The term ANOVA is short for Analysis of Variance and is typically used when there are one or more independent variables and two or more dependent variables. If we were to study the effects of work experience on college grades, we would have one independent and one dependant variable and a simple t-test would suffice. What if we also wanted to understand the effects of age, race, and economic background on college grades? To use a simple t-test would mean we would have to perform one t-test for every pair of data. For this example, we would need to compare work and grades, age and grades, race and grades, and income and grades, resulting in four independent statistical procedures. Add an additional dependent variable, such as length of time it takes to graduate and we double the number of procedures required to eight.
We could do eight t-tests or we could simply do an ANOVA, which analyzes all eight sets of data at one time. The ANOVA is superior for complex analyses for two reasons, the first being its ability to combine complex data into one statistical procedure. The second benefit over a simple t-test is the ANOVA’s ability to determine what are called interaction effects. With a t-test we could determine if the means of older and younger students are different on the variable of grades (referred to as a main effect). We could also determine whether or not the means of whites and blacks differed in terms of grades (main effect as well), but we could not determine how these two variables (age and race) interact with each other. Consider the data in Table 9.1, representing the number of data points we would have for a study with just three independent variables (each with only two levels) and two dependent variables.
If you look at the data closely, you may notice that the mean GPA for blacks is 3.0 and the mean GPA for whites is also 3.0. A simple t-test comparing the means of blacks and whites would certainly not find a difference. However, when you combine with this the interaction of GPA and age, the data looks completely different. The mean GPA is 2.5 for older blacks, 3.5 for older whites, 3.5 for younger blacks, and 2.5 for younger whites. Now we can see that there is a difference between blacks and whites: (1) older blacks have higher GPAs than older whites and (2) younger whites have higher GPAs than younger blacks. This represents the interaction effects of race and age that would not have been detected by a simple t-test.
Table 9.1: Hypothetical Three Way Analysis of Variance with Two Means
Independent Variables Dependent Variables
Work Age Race GPA Time
Yes Older Black 3.0 12
No Older Black 2.0 8
Yes Older White 4.0 12
No Older White 3.0 8
Yes Younger Black 3.0 4
No Younger Black 4.0 8
Yes Younger White 2.0 4
No Younger White 3.0 8
Looking at work experience and length of time to graduation also reveals interesting results. For those with work experience, the mean time to graduation was eight years. For those without work experience, the average time to graduation was also eight years. But this simple main effect does not tell the whole story. See if you can determine any interaction effects that play a role in the length of time to graduation.

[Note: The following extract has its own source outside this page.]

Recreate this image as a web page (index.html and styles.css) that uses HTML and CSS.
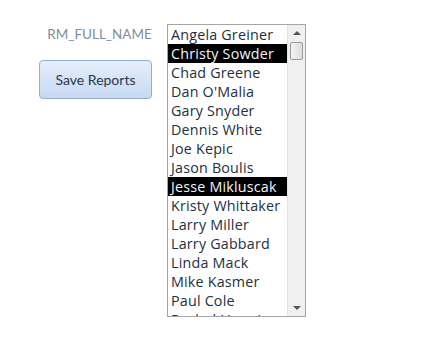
FILE: index.html
```html
<!DOCTYPE html>
<html lang="en">
<head>
    <meta charset="UTF-8">
    <title>Reports</title>
    <link rel="stylesheet" href="styles.css">
</head>
<body>
    <div class="form">
        <div class="side">
            <div class="field-label">RM_FULL_NAME</div>
            <button class="save-btn">Save Reports</button>
        </div>
        <div class="listbox">
            <ul class="names">
                <li>Angela Greiner</li>
                <li class="selected">Christy Sowder</li>
                <li>Chad Greene</li>
                <li>Dan O'Malia</li>
                <li>Gary Snyder</li>
                <li>Dennis White</li>
                <li>Joe Kepic</li>
                <li>Jason Boulis</li>
                <li class="selected">Jesse Mikluscak</li>
                <li>Kristy Whittaker</li>
                <li>Larry Miller</li>
                <li>Larry Gabbard</li>
                <li>Linda Mack</li>
                <li>Mike Kasmer</li>
                <li>Paul Cole</li>
                <li>Rachel Hoopingarner</li>
            </ul>
            <div class="scrollbar">
                <span class="arrow up"></span>
                <span class="thumb"></span>
                <span class="track"></span>
                <span class="arrow down"></span>
            </div>
        </div>
    </div>
</body>
</html>
```

FILE: styles.css
```css
body {
    margin: 0;
    background: #fff;
    font-family: Lato, "Open Sans", sans-serif;
}

.form {
    display: flex;
    align-items: flex-start;
    padding: 24px 0 0 39px;
}

.side {
    width: 113px;
    display: flex;
    flex-direction: column;
    align-items: stretch;
}

.field-label {
    color: #7d8ea0;
    font-size: 13.5px;
    text-align: center;
    padding: 2px 0 0 8px;
    height: 36px;
    box-sizing: border-box;
}

.save-btn {
    height: 39px;
    border: 1px solid #93acd0;
    border-radius: 4px;
    background: linear-gradient(#e6eefb, #c6d9f3);
    color: #2a3848;
    font-family: Lato, "Open Sans", sans-serif;
    font-size: 14px;
    padding: 0;
}

.listbox {
    margin-left: 15px;
    width: 139px;
    height: 293px;
    border: 1px solid #a5a5a5;
    box-sizing: border-box;
    display: flex;
    overflow: hidden;
}

.names {
    list-style: none;
    margin: 0;
    padding: 0;
    flex: 1;
    overflow: hidden;
}

.names li {
    height: 19px;
    line-height: 19px;
    padding-left: 3px;
    font-family: "Open Sans", sans-serif;
    font-size: 14.3px;
    letter-spacing: 0.2px;
    color: #23303f;
    white-space: nowrap;
}

.names li.selected {
    background: #000;
    color: #eef4ff;
}

.scrollbar {
    width: 17px;
    background: #f0f0f0;
    border-left: 1px solid #e4e4e4;
    display: flex;
    flex-direction: column;
    align-items: center;
}

.arrow {
    width: 0;
    height: 0;
    border-left: 4px solid transparent;
    border-right: 4px solid transparent;
}

.arrow.up {
    margin: 6px 0 7px;
    border-bottom: 4px solid #555;
}

.arrow.down {
    margin: 7px 0 6px;
    border-top: 4px solid #555;
}

.thumb {
    width: 13px;
    height: 18px;
    box-sizing: border-box;
    border: 1px solid #9a9a9a;
    border-radius: 2px;
    background: linear-gradient(90deg, #f4f4f4, #dcdcdc);
}

.track {
    flex: 1;
}
```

A factor analysis is used when an attempt is being made to break down a large data set into different subgroups or factors. By using a somewhat complex procedure that is typically performed using specialized software, a factor analysis will look at each question within a group of questions to determine how these questions accumulate together.
If we were to give a class a test on basic mathematics and then perform a factor analysis on the results, for example, we would likely find that questions related to addition tend to be answered at the same rate and questions related to subtraction would tend to be answered at the same rate. In other words, students who are good at addition would do well on most addition questions and students who were poor at addition would score poorly on most addition questions. Therefore a math test consisting of addition and subtraction would likely have two factors.

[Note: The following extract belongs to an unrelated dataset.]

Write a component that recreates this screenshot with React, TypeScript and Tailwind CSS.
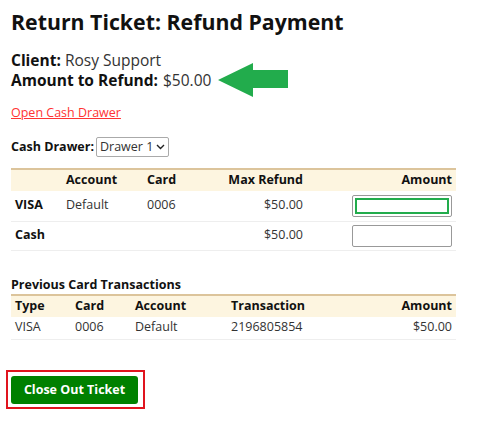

When a correlation is used we are able to determine the strength and direction of the relationship between two or more variables. If we determined that the correlation between a midterm and a final exam was +.95, we could say that these two tests are strongly and directly related to each other. In other words, a student who scored high on one would likely score high on the other.
Regression Analysis takes this a step further. By creating a regression formula based on the known data, we can predict a student’s score on the final (for example) merely by knowing her score on the midterm. If two variables were correlated at +1.0 or –1.0 (perfect correlations) this prediction would be extremely accurate. If the correlation coefficient was +/-0.9, the prediction would be good but less accurate than a perfect correlation. The farther from a perfect correlation, the less accurate the results of the prediction. Take a look at the perfectly correlated scores for the first five students below and see if you can predict the final exam score for the sixth student based on her score on the midterm.

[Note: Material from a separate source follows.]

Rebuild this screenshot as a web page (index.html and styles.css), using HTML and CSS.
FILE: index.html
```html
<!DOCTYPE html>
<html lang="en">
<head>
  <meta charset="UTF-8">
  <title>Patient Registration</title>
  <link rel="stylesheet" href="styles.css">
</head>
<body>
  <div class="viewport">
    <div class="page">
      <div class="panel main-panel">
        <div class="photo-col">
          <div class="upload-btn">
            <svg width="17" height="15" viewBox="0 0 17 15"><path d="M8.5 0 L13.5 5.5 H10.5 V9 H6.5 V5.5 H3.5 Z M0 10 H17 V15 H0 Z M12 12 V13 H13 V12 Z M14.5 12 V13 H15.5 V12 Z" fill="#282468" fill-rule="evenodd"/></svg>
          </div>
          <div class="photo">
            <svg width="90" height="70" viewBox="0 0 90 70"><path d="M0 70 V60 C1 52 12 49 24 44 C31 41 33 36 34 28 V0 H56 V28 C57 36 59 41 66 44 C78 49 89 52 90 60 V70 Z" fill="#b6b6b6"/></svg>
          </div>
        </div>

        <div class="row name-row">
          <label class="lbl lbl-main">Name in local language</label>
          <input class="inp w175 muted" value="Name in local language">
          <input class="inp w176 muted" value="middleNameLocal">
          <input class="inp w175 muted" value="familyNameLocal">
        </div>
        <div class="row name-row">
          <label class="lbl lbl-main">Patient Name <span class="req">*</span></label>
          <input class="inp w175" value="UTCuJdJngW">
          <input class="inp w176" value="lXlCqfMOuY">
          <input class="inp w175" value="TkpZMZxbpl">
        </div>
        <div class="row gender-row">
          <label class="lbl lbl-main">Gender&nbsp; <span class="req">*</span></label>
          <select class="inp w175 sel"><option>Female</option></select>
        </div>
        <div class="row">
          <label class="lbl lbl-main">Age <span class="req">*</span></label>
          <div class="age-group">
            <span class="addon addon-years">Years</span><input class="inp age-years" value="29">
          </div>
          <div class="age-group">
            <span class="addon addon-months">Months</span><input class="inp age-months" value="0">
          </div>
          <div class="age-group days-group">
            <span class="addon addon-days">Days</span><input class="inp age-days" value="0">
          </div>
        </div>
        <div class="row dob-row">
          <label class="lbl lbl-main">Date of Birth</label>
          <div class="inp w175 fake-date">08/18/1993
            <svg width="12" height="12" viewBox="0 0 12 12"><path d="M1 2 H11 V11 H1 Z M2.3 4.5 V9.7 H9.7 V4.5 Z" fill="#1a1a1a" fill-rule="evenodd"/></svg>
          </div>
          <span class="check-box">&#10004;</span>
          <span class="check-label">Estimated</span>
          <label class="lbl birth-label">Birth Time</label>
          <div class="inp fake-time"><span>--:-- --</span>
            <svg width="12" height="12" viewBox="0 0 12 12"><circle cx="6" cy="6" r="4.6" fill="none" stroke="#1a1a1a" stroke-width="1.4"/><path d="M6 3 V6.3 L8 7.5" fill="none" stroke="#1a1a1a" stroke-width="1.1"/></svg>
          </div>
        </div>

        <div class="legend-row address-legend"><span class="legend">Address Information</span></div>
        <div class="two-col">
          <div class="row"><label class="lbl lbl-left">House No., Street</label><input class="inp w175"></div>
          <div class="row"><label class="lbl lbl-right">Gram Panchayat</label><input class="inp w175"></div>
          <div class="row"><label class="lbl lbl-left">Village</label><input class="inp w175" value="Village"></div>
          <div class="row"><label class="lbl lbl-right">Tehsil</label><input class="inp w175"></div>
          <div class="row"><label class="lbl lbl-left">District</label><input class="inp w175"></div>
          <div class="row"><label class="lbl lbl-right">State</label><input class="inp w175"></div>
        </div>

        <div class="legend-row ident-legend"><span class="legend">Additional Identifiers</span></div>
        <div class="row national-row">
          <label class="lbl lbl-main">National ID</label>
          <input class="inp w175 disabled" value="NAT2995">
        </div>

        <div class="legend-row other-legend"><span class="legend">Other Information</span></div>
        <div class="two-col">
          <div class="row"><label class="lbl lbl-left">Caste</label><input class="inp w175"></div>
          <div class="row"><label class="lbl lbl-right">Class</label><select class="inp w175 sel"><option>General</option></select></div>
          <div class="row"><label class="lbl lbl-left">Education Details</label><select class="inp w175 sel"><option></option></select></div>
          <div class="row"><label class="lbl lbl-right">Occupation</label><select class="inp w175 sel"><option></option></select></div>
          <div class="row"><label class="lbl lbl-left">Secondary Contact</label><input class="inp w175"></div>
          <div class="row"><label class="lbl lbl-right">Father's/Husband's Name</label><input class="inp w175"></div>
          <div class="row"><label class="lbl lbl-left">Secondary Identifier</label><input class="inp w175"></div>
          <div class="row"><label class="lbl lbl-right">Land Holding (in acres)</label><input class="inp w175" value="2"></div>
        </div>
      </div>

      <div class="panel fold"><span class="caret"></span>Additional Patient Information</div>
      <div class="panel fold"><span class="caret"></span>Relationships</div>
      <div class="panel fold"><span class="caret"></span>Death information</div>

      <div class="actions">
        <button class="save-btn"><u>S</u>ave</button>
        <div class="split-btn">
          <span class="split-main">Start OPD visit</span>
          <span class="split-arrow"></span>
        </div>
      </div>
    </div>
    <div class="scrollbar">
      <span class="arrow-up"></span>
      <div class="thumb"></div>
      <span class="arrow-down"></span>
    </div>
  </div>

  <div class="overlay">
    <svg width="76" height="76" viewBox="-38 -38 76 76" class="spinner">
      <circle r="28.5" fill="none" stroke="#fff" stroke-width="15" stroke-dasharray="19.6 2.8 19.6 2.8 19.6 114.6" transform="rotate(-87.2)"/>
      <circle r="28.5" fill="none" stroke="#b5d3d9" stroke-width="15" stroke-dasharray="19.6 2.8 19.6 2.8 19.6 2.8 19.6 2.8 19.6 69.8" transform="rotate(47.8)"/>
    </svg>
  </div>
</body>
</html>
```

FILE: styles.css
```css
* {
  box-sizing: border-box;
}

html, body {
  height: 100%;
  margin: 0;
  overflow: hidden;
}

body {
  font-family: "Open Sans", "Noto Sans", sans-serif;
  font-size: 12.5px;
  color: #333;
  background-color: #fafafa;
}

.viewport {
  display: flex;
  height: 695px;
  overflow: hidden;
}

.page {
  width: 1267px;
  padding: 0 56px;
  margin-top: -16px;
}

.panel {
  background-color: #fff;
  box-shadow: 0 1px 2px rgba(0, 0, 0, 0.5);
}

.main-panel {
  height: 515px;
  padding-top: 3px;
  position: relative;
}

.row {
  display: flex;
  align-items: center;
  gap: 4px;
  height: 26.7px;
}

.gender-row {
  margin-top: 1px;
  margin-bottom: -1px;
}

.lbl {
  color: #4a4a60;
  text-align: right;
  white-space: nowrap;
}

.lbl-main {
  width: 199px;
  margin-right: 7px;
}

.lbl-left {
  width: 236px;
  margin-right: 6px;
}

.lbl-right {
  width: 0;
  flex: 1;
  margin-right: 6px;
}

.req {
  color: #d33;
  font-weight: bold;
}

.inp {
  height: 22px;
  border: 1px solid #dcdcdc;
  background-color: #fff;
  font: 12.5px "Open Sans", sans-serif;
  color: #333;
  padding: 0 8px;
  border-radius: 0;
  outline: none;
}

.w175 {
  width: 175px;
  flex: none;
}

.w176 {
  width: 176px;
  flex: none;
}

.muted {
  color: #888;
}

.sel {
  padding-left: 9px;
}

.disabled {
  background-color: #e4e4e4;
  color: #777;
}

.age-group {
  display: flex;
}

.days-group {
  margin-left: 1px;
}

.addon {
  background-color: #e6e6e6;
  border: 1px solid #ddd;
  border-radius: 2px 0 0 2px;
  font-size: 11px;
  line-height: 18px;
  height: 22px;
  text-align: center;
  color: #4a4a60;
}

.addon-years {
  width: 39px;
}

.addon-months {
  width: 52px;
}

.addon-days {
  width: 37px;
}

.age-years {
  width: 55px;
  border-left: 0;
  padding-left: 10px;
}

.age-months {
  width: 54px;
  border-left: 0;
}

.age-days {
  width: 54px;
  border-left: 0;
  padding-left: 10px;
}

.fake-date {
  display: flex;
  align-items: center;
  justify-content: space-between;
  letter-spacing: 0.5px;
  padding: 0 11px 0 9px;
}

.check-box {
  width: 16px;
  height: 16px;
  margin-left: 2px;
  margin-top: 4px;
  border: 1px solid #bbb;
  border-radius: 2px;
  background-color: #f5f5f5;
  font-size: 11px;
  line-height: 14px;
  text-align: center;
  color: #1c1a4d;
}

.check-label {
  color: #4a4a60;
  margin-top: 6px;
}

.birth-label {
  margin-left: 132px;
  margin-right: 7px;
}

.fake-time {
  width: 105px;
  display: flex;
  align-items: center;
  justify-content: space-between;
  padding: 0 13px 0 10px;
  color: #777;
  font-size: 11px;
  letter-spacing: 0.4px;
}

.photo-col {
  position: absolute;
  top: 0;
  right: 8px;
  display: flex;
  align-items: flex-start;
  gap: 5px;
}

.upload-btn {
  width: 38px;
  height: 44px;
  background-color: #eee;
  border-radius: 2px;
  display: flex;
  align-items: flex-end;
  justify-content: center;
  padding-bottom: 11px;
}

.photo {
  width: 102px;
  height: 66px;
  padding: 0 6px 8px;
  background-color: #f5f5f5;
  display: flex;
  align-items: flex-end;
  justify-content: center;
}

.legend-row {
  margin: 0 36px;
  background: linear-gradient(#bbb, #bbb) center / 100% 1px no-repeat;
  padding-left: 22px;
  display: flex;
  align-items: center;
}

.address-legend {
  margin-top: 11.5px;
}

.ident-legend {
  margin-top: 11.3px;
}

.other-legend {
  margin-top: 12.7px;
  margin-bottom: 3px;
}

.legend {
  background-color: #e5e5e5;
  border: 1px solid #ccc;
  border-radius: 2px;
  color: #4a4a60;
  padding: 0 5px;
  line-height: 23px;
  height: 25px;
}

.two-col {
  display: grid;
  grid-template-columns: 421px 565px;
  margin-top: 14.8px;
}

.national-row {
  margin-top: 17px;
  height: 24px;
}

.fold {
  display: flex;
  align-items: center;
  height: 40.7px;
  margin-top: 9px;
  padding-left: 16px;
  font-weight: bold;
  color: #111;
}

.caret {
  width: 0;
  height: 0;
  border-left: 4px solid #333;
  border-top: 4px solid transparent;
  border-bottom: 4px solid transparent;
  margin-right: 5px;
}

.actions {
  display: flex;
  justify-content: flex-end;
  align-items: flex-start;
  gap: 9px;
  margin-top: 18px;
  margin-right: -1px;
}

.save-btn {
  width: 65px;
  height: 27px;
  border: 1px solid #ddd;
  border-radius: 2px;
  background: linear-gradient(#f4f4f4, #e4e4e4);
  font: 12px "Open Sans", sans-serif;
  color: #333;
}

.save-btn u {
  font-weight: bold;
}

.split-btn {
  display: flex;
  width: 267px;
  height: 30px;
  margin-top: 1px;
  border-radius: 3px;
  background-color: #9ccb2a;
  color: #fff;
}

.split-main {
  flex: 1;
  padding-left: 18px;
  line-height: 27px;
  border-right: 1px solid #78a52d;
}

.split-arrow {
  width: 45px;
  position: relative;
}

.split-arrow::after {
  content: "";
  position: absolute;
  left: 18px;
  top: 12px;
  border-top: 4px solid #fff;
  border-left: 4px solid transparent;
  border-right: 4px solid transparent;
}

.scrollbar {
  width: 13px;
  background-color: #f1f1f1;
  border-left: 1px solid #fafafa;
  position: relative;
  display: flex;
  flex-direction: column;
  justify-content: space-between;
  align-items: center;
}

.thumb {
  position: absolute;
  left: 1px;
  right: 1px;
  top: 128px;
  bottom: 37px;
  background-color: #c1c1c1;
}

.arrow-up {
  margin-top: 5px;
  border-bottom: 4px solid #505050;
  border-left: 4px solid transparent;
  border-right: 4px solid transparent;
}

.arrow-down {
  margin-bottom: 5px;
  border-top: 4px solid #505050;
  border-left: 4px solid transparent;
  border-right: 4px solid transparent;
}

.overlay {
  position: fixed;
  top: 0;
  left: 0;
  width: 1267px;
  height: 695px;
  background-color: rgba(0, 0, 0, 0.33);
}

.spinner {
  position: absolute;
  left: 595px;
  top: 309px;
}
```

Table 9.2: Hypothetical Test Scores
Student Midterm Final
Bob 80 88
Sue 50 55
Ling 60 66
Frank 80 88
Henry 90 99
Lisa 70 ??
When the data set is much larger and the correlation less than perfect, making a prediction requires the use of the statistical regression, which is basically a geometric formula used to determine where a score falls on a straight line. By using this statistic, we develop a formula that is used to estimate one data point based on another data point in a known correlation. The formula for the data above would be ‘Final = Midterm X 1.1.’ Did you predict Lisa’s score on the final correctly?
A meta analysis refers to the combining of numerous studies into one larger study. When this technique is used, each study becomes one subject in the new meta study. For instance, the combination of 12 studies on work experience and college grades would result in a meta study with 12 subjects. While the process is a little more complex than this in reality, the meta analysis basically combines many studies together to determine if the results of all of them, when taken as a whole, are significant. The meta study is especially helpful when different related studies conducted in the past have found different results.